- **What is needed**
Retype only the lines below from the one with "Emit a component" to the one with "string; i1?: string;", inclusive, skipping every image.
── Dataset extract
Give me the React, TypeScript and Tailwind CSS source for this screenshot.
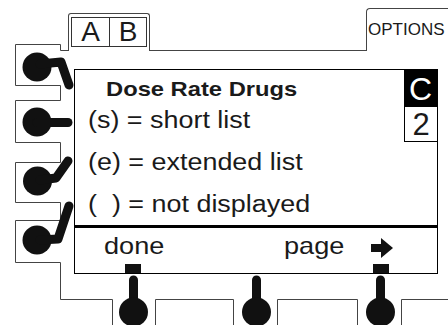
import React from "react";

function Drawing() {
  return (
    <svg
      className="pointer-events-none absolute inset-0"
      width="448"
      height="325"
      viewBox="0 0 448 325"
    >
      {/* housing outline */}
      <g fill="none" stroke="#444" strokeWidth="1">
        <path d="M68.5 50.5H60.5V44.5H15.5V85.5H60.5V100.5H15.5V142.5H60.5V162.5H15.5V202.5H60.5V220.5H15.5V262.5H60.5V299.5H112.5V325" />
        <path d="M149 50.5H367" />
        <path d="M155.5 325V299.5H233.5V325" />
        <path d="M277.5 325V299.5H357.5V325" />
        <path d="M401.5 325V299.5H448" />
      </g>

      {/* side keys */}
      <g fill="#111" stroke="#111" strokeWidth="9" strokeLinecap="round" strokeLinejoin="round">
        <circle cx="37" cy="67" r="14.5" stroke="none" />
        <path d="M40 64L61 62L69 85" fill="none" />
        <circle cx="37" cy="122" r="14.5" stroke="none" />
        <path d="M37 122.5H68" fill="none" />
        <circle cx="37.5" cy="181" r="14.5" stroke="none" />
        <path d="M40 180L56 178L68 161" fill="none" />
        <circle cx="37" cy="240" r="14.5" stroke="none" />
        <path d="M40 240L58 239L69 206" fill="none" />
      </g>

      {/* soft keys */}
      <g fill="#111" stroke="#111" strokeWidth="9" strokeLinecap="round">
        <rect x="125" y="264" width="16" height="9" stroke="none" />
        <rect x="373" y="264" width="16" height="9" stroke="none" />
        <path d="M133.5 280V310" fill="none" />
        <circle cx="133.5" cy="312" r="14.5" stroke="none" />
        <path d="M256.5 280V310" fill="none" />
        <circle cx="256.5" cy="312" r="14.5" stroke="none" />
        <path d="M380.5 280V310" fill="none" />
        <circle cx="380.5" cy="312" r="14.5" stroke="none" />
      </g>
    </svg>
  );
}

function App() {
  return (
    <div className="relative h-[325px] w-[448px] overflow-hidden bg-white font-['Liberation_Sans',Arial,sans-serif] text-[#1a1a1a]">
      <Drawing />

      {/* tabs */}
      <div className="flex h-[69px] items-start">
        <div className="ml-[68px] mt-[13px] h-[38px] w-[82px] rounded-t-[3px] border-x border-t border-[#444] pl-[2px] pt-[3px]">
          <div className="flex h-[30px] w-[76px] border border-[#333] text-[28px] leading-[28px]">
            <div className="flex w-[38px] items-center justify-center border-r border-[#333]">A</div>
            <div className="flex flex-1 items-center justify-center">B</div>
          </div>
        </div>
        <div className="ml-auto mt-[8px] h-[43px] w-[82px] rounded-tl-[4px] border-l border-t border-[#444] pl-[1px] pt-[12px] text-[17px] leading-[17px]">
          OPTIONS
        </div>
      </div>

      {/* screen */}
      <div className="ml-[74px] flex h-[205px] w-[364px] flex-col border border-black">
        <div className="flex h-[155px]">
          <div className="flex flex-1 flex-col">
            <div className="mt-[9px] h-[20px] pl-[31px] text-[21px] font-bold leading-[20px]">
              <span className="inline-block origin-left scale-x-[1.13]">Dose Rate Drugs</span>
            </div>
            <div className="h-[42px] pl-[13px] text-[23px] leading-[42px]">
              <span className="inline-block origin-left scale-x-[1.17]">(s) = short list</span>
            </div>
            <div className="h-[42px] pl-[13px] text-[23px] leading-[42px]">
              <span className="inline-block origin-left scale-x-[1.17]">(e) = extended list</span>
            </div>
            <div className="h-[42px] pl-[13px] text-[23px] leading-[42px] whitespace-pre">
              <span className="inline-block origin-left scale-x-[1.17]">(  ) = not displayed</span>
            </div>
          </div>
          <div className="flex w-[33px] flex-col">
            <div className="flex h-[37px] items-center justify-center bg-black text-[32px] leading-[32px] text-white">
              C
            </div>
            <div className="flex h-[35px] items-center justify-center border-b border-l border-black text-[31px] leading-[31px]">
              2
            </div>
          </div>
        </div>
        <div className="h-[3px] bg-black" />
        <div className="flex h-[45px] items-start text-[24px] leading-[36px]">
          <div className="ml-[29px] w-[180px]">
            <span className="inline-block origin-left scale-x-[1.13]">done</span>
          </div>
          <div className="w-[87px]">
            <span className="inline-block origin-left scale-x-[1.13]">page</span>
          </div>
          <svg className="mt-[10px]" width="22" height="20" viewBox="0 0 22 20">
            <rect x="0" y="6" width="12" height="8" fill="#111" />
            <polygon points="10,0 22,10 10,20" fill="#111" />
          </svg>
        </div>
      </div>
    </div>
  );
}

export default App;
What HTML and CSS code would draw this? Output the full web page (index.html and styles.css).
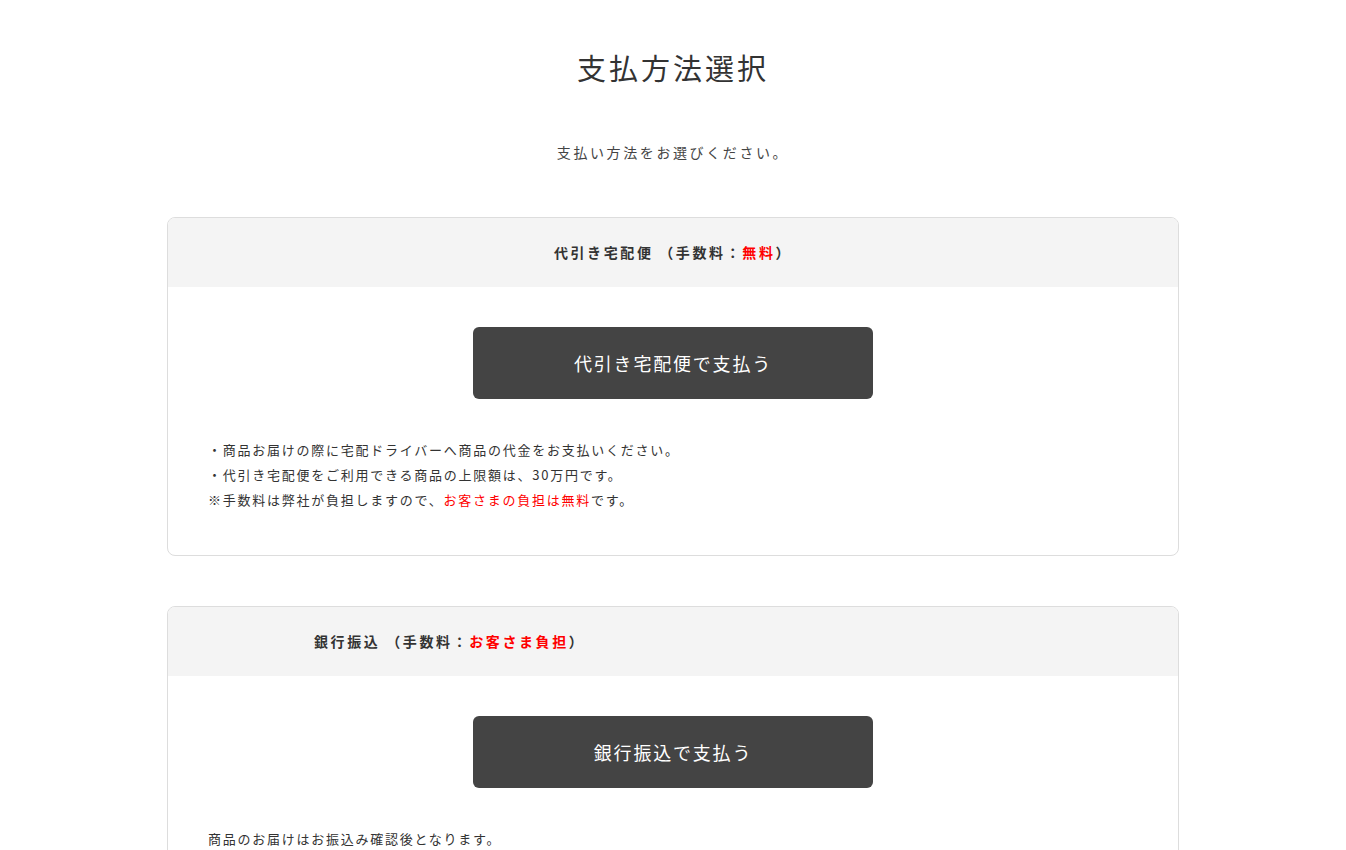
FILE: index.html
```html
<!DOCTYPE html>
<html lang="ja">
<head>
    <meta charset="UTF-8">
    <title>支払方法選択</title>
    <link rel="stylesheet" href="styles.css">
</head>
<body>
<main class="page">
    <h1 class="page-title">支払方法選択</h1>
    <p class="page-lead">支払い方法をお選びください。</p>

    <section class="pay-card">
        <h2 class="pay-head">代引き宅配便 （手数料：<span class="red">無料</span>）</h2>
        <div class="pay-body">
            <a class="pay-btn" href="#">代引き宅配便で支払う</a>
            <ul class="pay-notes">
                <li>・商品お届けの際に宅配ドライバーへ商品の代金をお支払いください。</li>
                <li>・代引き宅配便をご利用できる商品の上限額は、30万円です。</li>
                <li>※手数料は弊社が負担しますので、<span class="red">お客さまの負担は無料</span>です。</li>
            </ul>
        </div>
    </section>

    <section class="pay-card">
        <h2 class="pay-head pay-head-left">銀行振込 （手数料：<span class="red">お客さま負担</span>）</h2>
        <div class="pay-body">
            <a class="pay-btn" href="#">銀行振込で支払う</a>
            <ul class="pay-notes">
                <li>商品のお届けはお振込み確認後となります。</li>
            </ul>
        </div>
    </section>
</main>
</body>
</html>
```

FILE: styles.css
```css
html, body{
    margin: 0;
    padding: 0;
    background: #fff;
    color: #333;
    font-family: "Noto Sans CJK JP", "Noto Sans", sans-serif;
}

.page{
    width: 1012px;
    margin: 0 auto;
    padding-top: 44px;
}

.page-title{
    margin: 0;
    text-align: center;
    font-size: 29px;
    font-weight: normal;
    letter-spacing: 3px;
    line-height: 46px;
    color: #333;
}

.page-lead{
    margin: 51px 0 0;
    text-align: center;
    font-size: 14px;
    letter-spacing: 2.6px;
    line-height: 22px;
    color: #444;
}

.pay-card{
    margin-top: 54px;
    border: 1px solid #ddd;
    border-radius: 8px;
    overflow: hidden;
}

.pay-card + .pay-card{
    margin-top: 50px;
}

.pay-head{
    margin: 0;
    height: 69px;
    line-height: 69px;
    background: #f4f4f4;
    text-align: center;
    font-size: 14px;
    font-weight: bold;
    letter-spacing: 2.6px;
    color: #333;
}

.pay-head-left{
    text-align: left;
    padding-left: 146px;
}

.red{
    color: #f00;
}

.pay-body{
    padding: 40px 40px 43px;
}

.pay-btn{
    display: block;
    width: 400px;
    height: 72px;
    margin: 0 auto;
    background: #444;
    border-radius: 6px;
    color: #fff;
    text-decoration: none;
    text-align: center;
    line-height: 72px;
    font-size: 18px;
    letter-spacing: 1.8px;
}

.pay-notes{
    margin: 38px 0 0;
    padding: 0;
    list-style: none;
    font-size: 13px;
    line-height: 25px;
    letter-spacing: 1.75px;
    color: #333;
}
```
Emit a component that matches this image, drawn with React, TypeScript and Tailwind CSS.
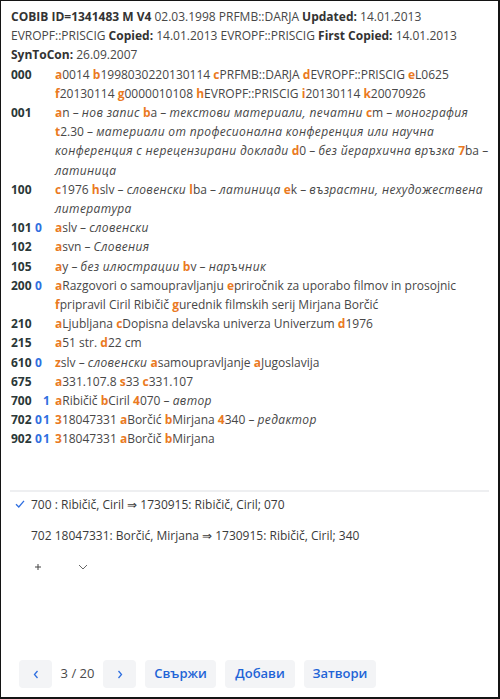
import React from "react";

type Sub = { c: string; v: string; d?: string };
type Row = { tag: string; i1?: string; i2?: string; subs: Sub[] };

const rows: Row[] = [
  {
    tag: "000",
    subs: [
      { c: "a", v: "0014" },
      { c: "b", v: "1998030220130114" },
      { c: "c", v: "PRFMB::DARJA" },
      { c: "d", v: "EVROPF::PRISCIG" },
      { c: "e", v: "L0625" },
      { c: "f", v: "20130114" },
      { c: "g", v: "0000010108" },
      { c: "h", v: "EVROPF::PRISCIG" },
      { c: "i", v: "20130114" },
      { c: "k", v: "20070926" },
    ],
  },
  {
    tag: "001",
    subs: [
      { c: "a", v: "n", d: "нов запис" },
      { c: "b", v: "a", d: "текстови материали, печатни" },
      { c: "c", v: "m", d: "монография" },
      { c: "t", v: "2.30", d: "материали от професионална конференция или научна конференция с нерецензирани доклади" },
      { c: "d", v: "0", d: "без йерархична връзка" },
      { c: "7", v: "ba", d: "латиница" },
    ],
  },
  {
    tag: "100",
    subs: [
      { c: "c", v: "1976" },
      { c: "h", v: "slv", d: "словенски" },
      { c: "l", v: "ba", d: "латиница" },
      { c: "e", v: "k", d: "възрастни, нехудожествена литература" },
    ],
  },
  { tag: "101", i1: "0", subs: [{ c: "a", v: "slv", d: "словенски" }] },
  { tag: "102", subs: [{ c: "a", v: "svn", d: "Словения" }] },
  {
    tag: "105",
    subs: [
      { c: "a", v: "y", d: "без илюстрации" },
      { c: "b", v: "v", d: "наръчник" },
    ],
  },
  {
    tag: "200",
    i1: "0",
    subs: [
      { c: "a", v: "Razgovori o samoupravljanju" },
      { c: "e", v: "priročnik za uporabo filmov in prosojnic" },
      { c: "f", v: "pripravil Ciril Ribičič" },
      { c: "g", v: "urednik filmskih serij Mirjana Borčić" },
    ],
  },
  {
    tag: "210",
    subs: [
      { c: "a", v: "Ljubljana" },
      { c: "c", v: "Dopisna delavska univerza Univerzum" },
      { c: "d", v: "1976" },
    ],
  },
  {
    tag: "215",
    subs: [
      { c: "a", v: "51 str." },
      { c: "d", v: "22 cm" },
    ],
  },
  {
    tag: "610",
    i1: "0",
    subs: [
      { c: "z", v: "slv", d: "словенски" },
      { c: "a", v: "samoupravljanje" },
      { c: "a", v: "Jugoslavija" },
    ],
  },
  {
    tag: "675",
    subs: [
      { c: "a", v: "331.107.8" },
      { c: "s", v: "33" },
      { c: "c", v: "331.107" },
    ],
  },
  {
    tag: "700",
    i2: "1",
    subs: [
      { c: "a", v: "Ribičič" },
      { c: "b", v: "Ciril" },
      { c: "4", v: "070", d: "автор" },
    ],
  },
  {
    tag: "702",
    i1: "0",
    i2: "1",
    subs: [
      { c: "3", v: "18047331" },
      { c: "a", v: "Borčić" },
      { c: "b", v: "Mirjana" },
      { c: "4", v: "340", d: "редактор" },
    ],
  },
  {
    tag: "902",
    i1: "0",
    i2: "1",
    subs: [
      { c: "3", v: "18047331" },
      { c: "a", v: "Borčič" },
      { c: "b", v: "Mirjana" },
    ],
  },
];

function Field({ row }: { row: Row }) {
  return (
    <div className="flex">
      <div className="w-[44px] shrink-0 flex">
        <span className="font-bold text-[#2b3838] w-[24px]">{row.tag}</span>
        <span className="font-bold text-[#2f6fe0] w-[8px]">{row.i1 ?? ""}</span>
        <span className="font-bold text-[#2f6fe0] w-[8px]">{row.i2 ?? ""}</span>
      </div>
      <div className="flex-1 min-w-0">
        {row.subs.map((s, i) => (
          <React.Fragment key={i}>
            {i > 0 ? " " : ""}
            <span className="font-bold text-[#ea7a1f]">{s.c}</span>
            <span>{s.v}</span>
            {s.d ? (
              <>
                {" – "}
                <span className="italic tracking-[0.35px]">{s.d}</span>
              </>
            ) : null}
          </React.Fragment>
        ))}
      </div>
    </div>
  );
}

export default function App() {
  return (
    <div
      className="w-[500px] h-[699px] bg-white border-l border-t border-r-2 border-b-2 border-[#141414] flex flex-col text-[12px] leading-[19.2px] text-[#474747]"
      style={{ fontFamily: '"Open Sans", "Noto Sans", Arial, sans-serif' }}
    >
      <div className="pl-[10px] pr-[8px] pt-[6px]">
        <div>
          <span className="font-bold text-[#333]">COBIB ID=1341483 M V4</span> 02.03.1998 PRFMB::DARJA{" "}
          <span className="font-bold text-[#333]">Updated:</span> 14.01.2013 EVROPF::PRISCIG{" "}
          <span className="font-bold text-[#333]">Copied:</span> 14.01.2013 EVROPF::PRISCIG{" "}
          <span className="font-bold text-[#333]">First Copied:</span> 14.01.2013{" "}
          <span className="font-bold text-[#333]">SynToCon:</span> 26.09.2007
        </div>
        {rows.map((r, i) => (
          <Field key={i} row={r} />
        ))}
      </div>

      <div className="mx-[9px] mt-[41px] h-[2px] bg-[#eeeff1]" />

      <div className="pl-[14px] pt-[3px] text-[#3a3a3a]">
        <div className="flex items-center h-[19px]">
          <svg width="10" height="10" viewBox="0 0 10 10" className="mr-[6px]">
            <path d="M1 5.2 L3.8 8 L9 1.8" fill="none" stroke="#2f6fe0" strokeWidth="1.3" />
          </svg>
          <span>700 : Ribičič, Ciril ⇒ 1730915: Ribičič, Ciril; 070</span>
        </div>
        <div className="flex items-center h-[19px] mt-[12px] pl-[16px]">
          702 18047331: Borčić, Mirjana ⇒ 1730915: Ribičič, Ciril; 340
        </div>
        <div className="flex items-center h-[19px] mt-[13px] pl-[19px] gap-[36px]">
          <svg width="8" height="8" viewBox="0 0 8 8">
            <path d="M4 1 V7 M1 4 H7" stroke="#444" strokeWidth="1" />
          </svg>
          <svg width="10" height="6" viewBox="0 0 10 6">
            <path d="M1 1 L5 5 L9 1" fill="none" stroke="#666" strokeWidth="1" />
          </svg>
        </div>
      </div>

      <div className="flex-1" />

      <div className="flex items-center pl-[18px] pb-[9px] text-[13px]">
        <button className="w-[33px] h-[28px] rounded-[4px] bg-[#f3f4f6] flex items-center justify-center">
          <svg width="6" height="9" viewBox="0 0 6 9">
            <path d="M4.5 1 L1.5 4.5 L4.5 8" fill="none" stroke="#2f6fe0" strokeWidth="1.3" />
          </svg>
        </button>
        <span className="w-[51px] text-center text-[#4a4a4a]">3 / 20</span>
        <button className="w-[33px] h-[28px] rounded-[4px] bg-[#f3f4f6] flex items-center justify-center">
          <svg width="6" height="9" viewBox="0 0 6 9">
            <path d="M1.5 1 L4.5 4.5 L1.5 8" fill="none" stroke="#2f6fe0" strokeWidth="1.3" />
          </svg>
        </button>
        <button className="ml-[9px] w-[71px] h-[28px] rounded-[4px] bg-[#f3f4f6] font-semibold text-[#1f64d6]">
          Свържи
        </button>
        <button className="ml-[9px] w-[70px] h-[28px] rounded-[4px] bg-[#f3f4f6] font-semibold text-[#1f64d6]">
          Добави
        </button>
        <button className="ml-[9px] w-[72px] h-[28px] rounded-[4px] bg-[#f3f4f6] font-semibold text-[#1f64d6]">
          Затвори
        </button>
      </div>
    </div>
  );
}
────
- **Finished answer**
Emit a component that matches this image, drawn with React, TypeScript and Tailwind CSS.
import React from "react";

type Sub = { c: string; v: string; d?: string };
type Row = { tag: string; i1?: string; i2?: string; subs: Sub[] };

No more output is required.